I’ve been here for a long time. I remember when Leslie became the librarian, when Shane began teaching Illustration, and when Tom Lee’s facial hair looked more…domesticated. I was the RA the first year that Metz Hall was open. Mike and Jeff, with their maintenance super powers, became my heroes that year. There were 40-plus residents, mostly freshman, many of whom had never been away from home before. That term was never—ever—dull. And it gave me some lasting relationships. In just a few years, I saw those fellow students graduate—and I’m still in touch with some of them. I’ve seen them go on to grad school, to work—several have gotten married and now have families. Watching them begin their away-from-home lives at MCA and then go out into the world has made me feel as though I am a part of something large and wide reaching.

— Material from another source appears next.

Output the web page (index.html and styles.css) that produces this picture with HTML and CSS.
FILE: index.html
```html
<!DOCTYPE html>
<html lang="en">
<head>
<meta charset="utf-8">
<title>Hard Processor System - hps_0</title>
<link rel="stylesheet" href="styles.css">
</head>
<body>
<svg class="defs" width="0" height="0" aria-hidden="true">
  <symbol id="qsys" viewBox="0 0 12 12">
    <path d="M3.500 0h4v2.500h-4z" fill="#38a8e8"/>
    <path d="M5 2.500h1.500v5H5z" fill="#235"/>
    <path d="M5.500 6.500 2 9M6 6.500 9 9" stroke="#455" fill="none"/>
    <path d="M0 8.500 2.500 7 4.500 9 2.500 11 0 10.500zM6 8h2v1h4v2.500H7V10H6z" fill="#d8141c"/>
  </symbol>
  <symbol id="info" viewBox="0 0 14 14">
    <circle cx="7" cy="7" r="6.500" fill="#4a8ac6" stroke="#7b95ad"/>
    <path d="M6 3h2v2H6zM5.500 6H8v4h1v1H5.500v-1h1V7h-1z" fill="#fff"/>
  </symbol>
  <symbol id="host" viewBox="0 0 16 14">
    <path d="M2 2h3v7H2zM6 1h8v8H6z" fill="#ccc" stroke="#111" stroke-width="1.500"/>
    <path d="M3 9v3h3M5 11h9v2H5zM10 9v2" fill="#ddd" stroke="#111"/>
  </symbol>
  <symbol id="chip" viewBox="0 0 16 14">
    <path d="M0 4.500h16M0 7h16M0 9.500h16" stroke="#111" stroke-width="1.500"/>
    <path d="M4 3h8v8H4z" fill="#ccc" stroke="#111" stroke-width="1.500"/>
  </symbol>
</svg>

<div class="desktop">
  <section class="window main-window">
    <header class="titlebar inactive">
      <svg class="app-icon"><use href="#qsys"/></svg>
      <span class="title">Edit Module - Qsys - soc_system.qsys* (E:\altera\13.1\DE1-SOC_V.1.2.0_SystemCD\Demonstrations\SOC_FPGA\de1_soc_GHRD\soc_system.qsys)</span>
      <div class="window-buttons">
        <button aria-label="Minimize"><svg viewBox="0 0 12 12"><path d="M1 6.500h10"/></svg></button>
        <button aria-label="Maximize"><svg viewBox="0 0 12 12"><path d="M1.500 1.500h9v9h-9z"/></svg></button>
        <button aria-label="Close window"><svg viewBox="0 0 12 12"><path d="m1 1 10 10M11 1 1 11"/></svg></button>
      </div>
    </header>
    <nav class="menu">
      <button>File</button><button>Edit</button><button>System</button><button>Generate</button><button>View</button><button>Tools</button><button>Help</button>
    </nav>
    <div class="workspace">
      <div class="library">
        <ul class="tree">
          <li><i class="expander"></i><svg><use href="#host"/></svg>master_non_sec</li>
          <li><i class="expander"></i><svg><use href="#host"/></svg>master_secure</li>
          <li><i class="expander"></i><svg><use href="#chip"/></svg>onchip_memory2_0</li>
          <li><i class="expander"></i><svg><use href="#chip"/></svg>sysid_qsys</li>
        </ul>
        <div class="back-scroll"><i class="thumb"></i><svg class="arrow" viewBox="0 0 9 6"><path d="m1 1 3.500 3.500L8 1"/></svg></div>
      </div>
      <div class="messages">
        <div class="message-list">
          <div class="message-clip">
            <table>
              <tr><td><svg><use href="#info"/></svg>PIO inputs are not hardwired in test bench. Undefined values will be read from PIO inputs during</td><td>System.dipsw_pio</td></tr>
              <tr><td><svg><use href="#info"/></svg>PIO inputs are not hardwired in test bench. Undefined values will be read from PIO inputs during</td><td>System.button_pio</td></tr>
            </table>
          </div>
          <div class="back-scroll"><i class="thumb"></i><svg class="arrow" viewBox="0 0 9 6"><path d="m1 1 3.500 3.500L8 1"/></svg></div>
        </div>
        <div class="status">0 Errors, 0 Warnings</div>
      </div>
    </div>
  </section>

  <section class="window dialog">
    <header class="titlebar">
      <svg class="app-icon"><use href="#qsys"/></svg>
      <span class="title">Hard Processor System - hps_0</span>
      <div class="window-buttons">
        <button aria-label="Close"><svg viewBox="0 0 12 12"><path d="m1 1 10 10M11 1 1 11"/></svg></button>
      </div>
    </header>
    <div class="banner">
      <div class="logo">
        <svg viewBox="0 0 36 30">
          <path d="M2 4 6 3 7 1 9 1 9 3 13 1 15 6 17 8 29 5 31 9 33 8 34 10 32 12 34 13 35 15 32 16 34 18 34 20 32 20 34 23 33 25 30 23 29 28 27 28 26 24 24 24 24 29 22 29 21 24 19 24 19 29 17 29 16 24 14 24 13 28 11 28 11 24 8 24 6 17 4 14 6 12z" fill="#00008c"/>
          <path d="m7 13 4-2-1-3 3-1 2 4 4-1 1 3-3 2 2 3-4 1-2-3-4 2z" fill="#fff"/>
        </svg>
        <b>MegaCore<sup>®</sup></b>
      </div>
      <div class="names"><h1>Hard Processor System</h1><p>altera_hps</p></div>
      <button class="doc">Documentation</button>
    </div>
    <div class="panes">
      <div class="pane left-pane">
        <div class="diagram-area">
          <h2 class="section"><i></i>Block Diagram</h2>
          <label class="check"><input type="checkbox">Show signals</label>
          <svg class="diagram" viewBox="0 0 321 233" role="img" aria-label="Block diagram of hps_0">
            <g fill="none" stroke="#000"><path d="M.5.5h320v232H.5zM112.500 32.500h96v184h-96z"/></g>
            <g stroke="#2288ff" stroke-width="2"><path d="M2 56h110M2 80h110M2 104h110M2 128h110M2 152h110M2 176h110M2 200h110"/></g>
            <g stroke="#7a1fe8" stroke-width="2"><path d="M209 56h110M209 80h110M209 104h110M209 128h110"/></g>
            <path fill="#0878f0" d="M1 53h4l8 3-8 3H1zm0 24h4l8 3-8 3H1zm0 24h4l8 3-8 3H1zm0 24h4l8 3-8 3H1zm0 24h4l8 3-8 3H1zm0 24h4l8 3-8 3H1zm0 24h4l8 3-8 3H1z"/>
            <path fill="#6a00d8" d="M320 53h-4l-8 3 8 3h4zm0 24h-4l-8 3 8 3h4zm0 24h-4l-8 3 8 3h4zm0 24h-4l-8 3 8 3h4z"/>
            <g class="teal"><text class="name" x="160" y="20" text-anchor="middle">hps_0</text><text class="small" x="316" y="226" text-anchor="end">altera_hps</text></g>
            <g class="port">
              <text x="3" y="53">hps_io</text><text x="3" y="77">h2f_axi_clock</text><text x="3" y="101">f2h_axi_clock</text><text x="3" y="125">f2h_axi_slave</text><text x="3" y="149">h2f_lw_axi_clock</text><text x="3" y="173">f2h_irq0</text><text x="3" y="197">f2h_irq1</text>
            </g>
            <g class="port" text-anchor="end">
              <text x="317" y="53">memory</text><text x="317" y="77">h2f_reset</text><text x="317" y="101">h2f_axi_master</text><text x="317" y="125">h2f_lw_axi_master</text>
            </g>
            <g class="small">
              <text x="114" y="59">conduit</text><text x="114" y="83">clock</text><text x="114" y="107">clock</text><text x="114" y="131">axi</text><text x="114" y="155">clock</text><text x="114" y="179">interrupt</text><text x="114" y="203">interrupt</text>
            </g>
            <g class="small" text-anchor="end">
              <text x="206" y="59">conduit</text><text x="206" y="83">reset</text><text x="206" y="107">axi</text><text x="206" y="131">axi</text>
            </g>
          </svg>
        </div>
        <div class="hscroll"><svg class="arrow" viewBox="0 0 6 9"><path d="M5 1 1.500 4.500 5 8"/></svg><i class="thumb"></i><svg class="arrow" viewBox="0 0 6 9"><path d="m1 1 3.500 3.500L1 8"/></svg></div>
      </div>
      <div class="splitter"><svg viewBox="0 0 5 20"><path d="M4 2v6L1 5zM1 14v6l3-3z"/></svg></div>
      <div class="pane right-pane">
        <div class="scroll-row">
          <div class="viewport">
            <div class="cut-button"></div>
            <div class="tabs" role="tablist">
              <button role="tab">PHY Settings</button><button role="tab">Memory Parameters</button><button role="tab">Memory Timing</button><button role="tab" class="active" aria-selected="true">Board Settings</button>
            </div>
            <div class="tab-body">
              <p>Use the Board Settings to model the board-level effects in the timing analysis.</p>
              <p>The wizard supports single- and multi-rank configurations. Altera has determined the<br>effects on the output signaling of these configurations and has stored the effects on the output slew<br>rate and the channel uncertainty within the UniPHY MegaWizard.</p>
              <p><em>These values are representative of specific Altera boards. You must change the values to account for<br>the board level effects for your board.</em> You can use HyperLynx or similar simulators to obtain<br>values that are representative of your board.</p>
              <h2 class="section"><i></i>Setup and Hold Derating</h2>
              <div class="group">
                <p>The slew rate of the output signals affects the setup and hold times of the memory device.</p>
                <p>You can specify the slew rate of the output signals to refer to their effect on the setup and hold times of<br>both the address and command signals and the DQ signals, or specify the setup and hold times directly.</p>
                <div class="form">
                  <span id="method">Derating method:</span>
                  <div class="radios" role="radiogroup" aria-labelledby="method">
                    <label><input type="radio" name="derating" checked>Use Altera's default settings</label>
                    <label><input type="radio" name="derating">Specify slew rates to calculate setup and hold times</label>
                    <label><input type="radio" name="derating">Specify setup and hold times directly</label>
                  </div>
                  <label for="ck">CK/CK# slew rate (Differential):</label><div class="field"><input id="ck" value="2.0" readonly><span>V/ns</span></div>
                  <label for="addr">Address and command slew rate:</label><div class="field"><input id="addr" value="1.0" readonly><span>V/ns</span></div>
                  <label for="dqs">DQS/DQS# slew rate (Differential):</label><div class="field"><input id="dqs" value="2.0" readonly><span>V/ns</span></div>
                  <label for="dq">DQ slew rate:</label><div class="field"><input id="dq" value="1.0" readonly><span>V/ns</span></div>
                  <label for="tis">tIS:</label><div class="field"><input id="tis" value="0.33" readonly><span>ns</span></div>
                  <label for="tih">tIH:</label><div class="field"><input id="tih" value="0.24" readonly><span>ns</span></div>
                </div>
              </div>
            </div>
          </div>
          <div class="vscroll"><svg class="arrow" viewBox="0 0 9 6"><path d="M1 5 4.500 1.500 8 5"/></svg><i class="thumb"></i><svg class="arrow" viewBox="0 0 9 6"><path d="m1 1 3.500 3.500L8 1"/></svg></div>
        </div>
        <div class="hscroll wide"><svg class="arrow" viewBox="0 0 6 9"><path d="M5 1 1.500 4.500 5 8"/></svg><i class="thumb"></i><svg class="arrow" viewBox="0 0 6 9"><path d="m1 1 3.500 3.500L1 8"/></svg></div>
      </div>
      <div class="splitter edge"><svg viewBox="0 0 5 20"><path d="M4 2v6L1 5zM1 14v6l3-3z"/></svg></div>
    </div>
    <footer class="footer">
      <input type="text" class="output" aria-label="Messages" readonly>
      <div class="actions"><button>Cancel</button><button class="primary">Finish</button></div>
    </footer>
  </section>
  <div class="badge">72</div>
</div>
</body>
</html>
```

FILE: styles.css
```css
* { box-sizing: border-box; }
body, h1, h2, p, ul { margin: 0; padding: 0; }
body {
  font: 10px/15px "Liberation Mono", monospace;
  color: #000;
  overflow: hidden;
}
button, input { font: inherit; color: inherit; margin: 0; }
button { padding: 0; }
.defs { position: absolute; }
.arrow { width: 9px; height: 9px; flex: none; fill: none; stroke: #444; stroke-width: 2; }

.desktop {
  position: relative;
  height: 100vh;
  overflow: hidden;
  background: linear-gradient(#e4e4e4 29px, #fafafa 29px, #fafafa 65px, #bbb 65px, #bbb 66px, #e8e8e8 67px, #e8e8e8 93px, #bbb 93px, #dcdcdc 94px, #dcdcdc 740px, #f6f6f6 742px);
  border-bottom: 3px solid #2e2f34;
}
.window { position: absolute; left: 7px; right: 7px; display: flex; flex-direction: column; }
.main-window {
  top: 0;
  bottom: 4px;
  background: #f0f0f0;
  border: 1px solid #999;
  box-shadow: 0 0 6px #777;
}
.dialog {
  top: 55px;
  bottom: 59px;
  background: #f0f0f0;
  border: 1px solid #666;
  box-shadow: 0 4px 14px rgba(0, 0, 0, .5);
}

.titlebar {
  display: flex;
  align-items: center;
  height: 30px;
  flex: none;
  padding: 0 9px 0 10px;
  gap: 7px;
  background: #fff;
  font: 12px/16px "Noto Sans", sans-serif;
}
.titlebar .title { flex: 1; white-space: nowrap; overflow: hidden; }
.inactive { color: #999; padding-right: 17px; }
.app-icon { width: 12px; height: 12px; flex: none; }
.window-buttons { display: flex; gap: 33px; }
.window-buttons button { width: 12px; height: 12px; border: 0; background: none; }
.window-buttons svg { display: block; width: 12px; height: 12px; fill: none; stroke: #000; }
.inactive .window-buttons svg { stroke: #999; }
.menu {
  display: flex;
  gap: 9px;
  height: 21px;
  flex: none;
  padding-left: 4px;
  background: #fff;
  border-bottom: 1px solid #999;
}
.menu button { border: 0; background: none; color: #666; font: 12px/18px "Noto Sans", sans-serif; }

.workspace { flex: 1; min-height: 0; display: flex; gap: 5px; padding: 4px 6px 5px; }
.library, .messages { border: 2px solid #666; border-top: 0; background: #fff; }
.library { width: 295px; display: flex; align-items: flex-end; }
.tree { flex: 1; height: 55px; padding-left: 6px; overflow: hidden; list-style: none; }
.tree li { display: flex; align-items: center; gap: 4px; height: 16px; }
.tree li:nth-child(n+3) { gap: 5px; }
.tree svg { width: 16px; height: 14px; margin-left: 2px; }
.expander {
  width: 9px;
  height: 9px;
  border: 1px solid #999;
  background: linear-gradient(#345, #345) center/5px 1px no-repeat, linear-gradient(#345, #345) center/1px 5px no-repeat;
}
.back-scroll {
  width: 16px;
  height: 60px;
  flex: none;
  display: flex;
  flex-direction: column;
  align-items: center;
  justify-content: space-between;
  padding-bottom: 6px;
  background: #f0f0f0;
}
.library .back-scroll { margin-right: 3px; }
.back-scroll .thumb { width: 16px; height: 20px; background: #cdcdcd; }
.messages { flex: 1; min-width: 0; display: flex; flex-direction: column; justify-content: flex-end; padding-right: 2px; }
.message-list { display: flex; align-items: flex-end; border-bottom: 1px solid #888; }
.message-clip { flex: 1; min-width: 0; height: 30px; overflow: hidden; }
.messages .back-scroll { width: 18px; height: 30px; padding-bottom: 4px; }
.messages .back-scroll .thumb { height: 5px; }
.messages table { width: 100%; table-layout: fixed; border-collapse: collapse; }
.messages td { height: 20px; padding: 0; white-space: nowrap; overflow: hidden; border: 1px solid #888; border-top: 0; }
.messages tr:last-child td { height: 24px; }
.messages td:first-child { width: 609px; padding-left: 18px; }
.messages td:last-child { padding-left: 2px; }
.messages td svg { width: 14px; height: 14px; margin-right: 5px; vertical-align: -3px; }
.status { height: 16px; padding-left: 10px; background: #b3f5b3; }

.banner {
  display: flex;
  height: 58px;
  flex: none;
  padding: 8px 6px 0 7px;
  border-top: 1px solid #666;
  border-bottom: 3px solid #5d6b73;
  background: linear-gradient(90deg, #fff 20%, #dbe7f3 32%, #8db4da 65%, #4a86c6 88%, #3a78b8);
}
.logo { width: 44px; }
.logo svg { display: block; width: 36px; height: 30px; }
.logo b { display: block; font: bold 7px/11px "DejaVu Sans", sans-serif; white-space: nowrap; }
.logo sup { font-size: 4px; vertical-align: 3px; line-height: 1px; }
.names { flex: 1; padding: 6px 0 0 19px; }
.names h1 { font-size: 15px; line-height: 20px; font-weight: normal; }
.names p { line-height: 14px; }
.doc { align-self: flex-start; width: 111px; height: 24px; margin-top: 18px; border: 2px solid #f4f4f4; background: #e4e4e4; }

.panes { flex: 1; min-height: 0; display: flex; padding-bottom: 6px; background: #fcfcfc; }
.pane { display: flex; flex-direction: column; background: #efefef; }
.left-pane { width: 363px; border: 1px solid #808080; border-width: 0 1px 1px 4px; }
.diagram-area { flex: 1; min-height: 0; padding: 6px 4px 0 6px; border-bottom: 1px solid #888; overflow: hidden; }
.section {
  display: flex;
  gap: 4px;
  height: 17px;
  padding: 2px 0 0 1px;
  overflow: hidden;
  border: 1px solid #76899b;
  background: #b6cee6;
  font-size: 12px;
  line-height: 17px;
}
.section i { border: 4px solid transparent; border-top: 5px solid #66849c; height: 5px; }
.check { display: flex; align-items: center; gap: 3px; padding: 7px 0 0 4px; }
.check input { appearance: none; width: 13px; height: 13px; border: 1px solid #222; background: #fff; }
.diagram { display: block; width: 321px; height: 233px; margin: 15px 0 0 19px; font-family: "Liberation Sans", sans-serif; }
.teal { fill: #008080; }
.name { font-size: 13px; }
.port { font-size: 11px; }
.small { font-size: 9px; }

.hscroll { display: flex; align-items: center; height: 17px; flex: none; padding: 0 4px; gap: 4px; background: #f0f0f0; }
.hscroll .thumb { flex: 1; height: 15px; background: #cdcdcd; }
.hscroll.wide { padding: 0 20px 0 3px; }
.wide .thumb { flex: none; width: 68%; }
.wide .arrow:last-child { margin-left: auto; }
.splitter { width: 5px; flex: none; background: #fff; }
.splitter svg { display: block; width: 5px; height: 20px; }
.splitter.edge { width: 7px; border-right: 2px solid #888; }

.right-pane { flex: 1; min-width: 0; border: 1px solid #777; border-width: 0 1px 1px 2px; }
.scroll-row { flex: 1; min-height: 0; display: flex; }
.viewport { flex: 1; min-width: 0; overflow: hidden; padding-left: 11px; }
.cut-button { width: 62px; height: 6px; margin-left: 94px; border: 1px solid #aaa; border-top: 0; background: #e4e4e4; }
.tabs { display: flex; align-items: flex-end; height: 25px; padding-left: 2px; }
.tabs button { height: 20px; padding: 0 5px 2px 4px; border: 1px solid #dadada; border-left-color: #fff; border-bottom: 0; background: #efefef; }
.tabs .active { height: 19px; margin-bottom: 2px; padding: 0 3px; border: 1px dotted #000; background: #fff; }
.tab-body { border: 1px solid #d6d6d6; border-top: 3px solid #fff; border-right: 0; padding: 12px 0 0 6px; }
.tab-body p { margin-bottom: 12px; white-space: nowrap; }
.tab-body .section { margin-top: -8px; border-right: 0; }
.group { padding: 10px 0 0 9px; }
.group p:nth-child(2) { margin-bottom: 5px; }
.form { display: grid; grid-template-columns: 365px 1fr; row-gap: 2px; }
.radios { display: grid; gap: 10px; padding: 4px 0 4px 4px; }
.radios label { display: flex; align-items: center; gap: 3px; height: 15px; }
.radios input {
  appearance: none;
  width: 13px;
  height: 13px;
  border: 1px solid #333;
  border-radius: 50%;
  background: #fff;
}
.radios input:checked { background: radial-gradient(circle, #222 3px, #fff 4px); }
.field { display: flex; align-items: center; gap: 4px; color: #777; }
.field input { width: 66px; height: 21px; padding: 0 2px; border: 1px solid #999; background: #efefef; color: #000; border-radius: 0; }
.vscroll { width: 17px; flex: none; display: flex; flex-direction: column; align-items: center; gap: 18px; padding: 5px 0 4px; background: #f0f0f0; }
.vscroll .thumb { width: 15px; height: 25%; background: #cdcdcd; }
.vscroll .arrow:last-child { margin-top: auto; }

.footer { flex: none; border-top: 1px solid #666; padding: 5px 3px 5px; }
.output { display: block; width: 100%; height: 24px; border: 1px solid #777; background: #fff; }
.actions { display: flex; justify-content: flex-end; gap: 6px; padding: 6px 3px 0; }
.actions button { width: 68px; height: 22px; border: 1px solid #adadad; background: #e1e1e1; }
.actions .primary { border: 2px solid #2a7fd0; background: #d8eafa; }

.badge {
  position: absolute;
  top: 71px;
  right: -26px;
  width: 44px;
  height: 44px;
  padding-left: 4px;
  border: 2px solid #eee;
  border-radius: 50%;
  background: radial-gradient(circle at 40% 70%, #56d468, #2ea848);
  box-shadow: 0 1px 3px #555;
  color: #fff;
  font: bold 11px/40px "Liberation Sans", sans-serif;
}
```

MCA has taken a group trip every Spring since I’ve been here. One year, I went with them to Paris. It was cold; it even snowed a little. But it was Paris and it was amazing—even though I was worse for wear when I got back home. I saw works by Leonardo, Dali, Kandinsky and Degas—and I visited Jim Morrison’s grave. That trip was something I’ll never forget. Every year, I’ve thought about going to Horn Island too, and although Lisa Tribo and Bob Riseling have made a good case for it, so far, I’m still way too attached to indoor plumbing to brave it, but maybe one day I’ll get there.
The best part of my MCA experience has been my 10-year exposure to art students and teachers. Being surrounded by talented, creative people is just about the best thing, ever. There’s nothing like it. I’ve learned a lot, and I have enduring memories of surf music and bunny stories. I’ve met so many incredible people…some who’ve already left, some who are leaving and some who’ll be here for a while longer. I’ve secretly wished to be a few of them—Brittany Vega, Krislee Kyle and Fidencio Martinez, this year, for instance. Seeing things through your eyes, listening to you talk about how you see the world has given me perspective that I don’t believe I’d have found anywhere else.
I’ve had a support system here at MCA. Today, some of those people are sitting behind me—some are in the audience, when in years past, they’d have also been sitting behind me—and some are not in attendance. But wherever they all are at this moment, their counsel and kindness has been most appreciated. Thank you especially to Betty Spence, who kept me sane and focused on more than one occasion. Thank-yous also go out to Jennifer Sargent, Shane McDermott, Tad Lauritzen-Wright and Fred Burton who, without fail, always made me feel as though I had potential. Thank you, as well, to Jeanine, Nona, Diane, Deborah, Kenny, Lisa, Zark and the rest of you who always met me with smiles, hellos and conversation.
Smiles and hellos and conversation mean a lot. And last but not least, my heartfelt thanks go to Susan Miller, who unfailingly encouraged me and who did her best to fix any problem I ever brought to her.
We sometimes hear—from non-artists, of course—that majoring in art is not desirable, that we should be investing in something that much of rest of the world believes to have a more guaranteed or lucrative return. I think the rest of the world is jealous. I believe that we, as artists, more than any other career demographic, invest in ourselves. We invest in the innate need we have to make art—to have that intensely personal experience—and share it. When we leave Memphis College of Art, things might not always turn out as we plan. There will probably be obstacles—and ups and downs. Things might be harder than we expect them to be. But it is vital that we—as artists—persevere. We need to continue making art and we need to continue sharing it. Art is one of the primary hallmarks of civilization. The world needs artists. We inspire. We are important.
The word “valedictorian” is derived from the Latin root phrase meaning, “to say farewell.” And this is the day we do just that. Our time at MCA has come to a close and we’ll follow different paths from here on out. We’re saying good-bye, but we’ll carry little bits of MCA with us—the memories of the people we’ve met here, the experiences we’ve had and the knowledge we’ve gained. We are now, forever, a part of Memphis College of Art and it is, forever, a part of us. I don’t know if any of us can impact the future in huge ways, but I firmly believe that the common spark that drew us to MCA, that part of us that’s been nurtured here, gives us, at least, the power to make the corners of the world where we eventually end up, little bit better. Thank you.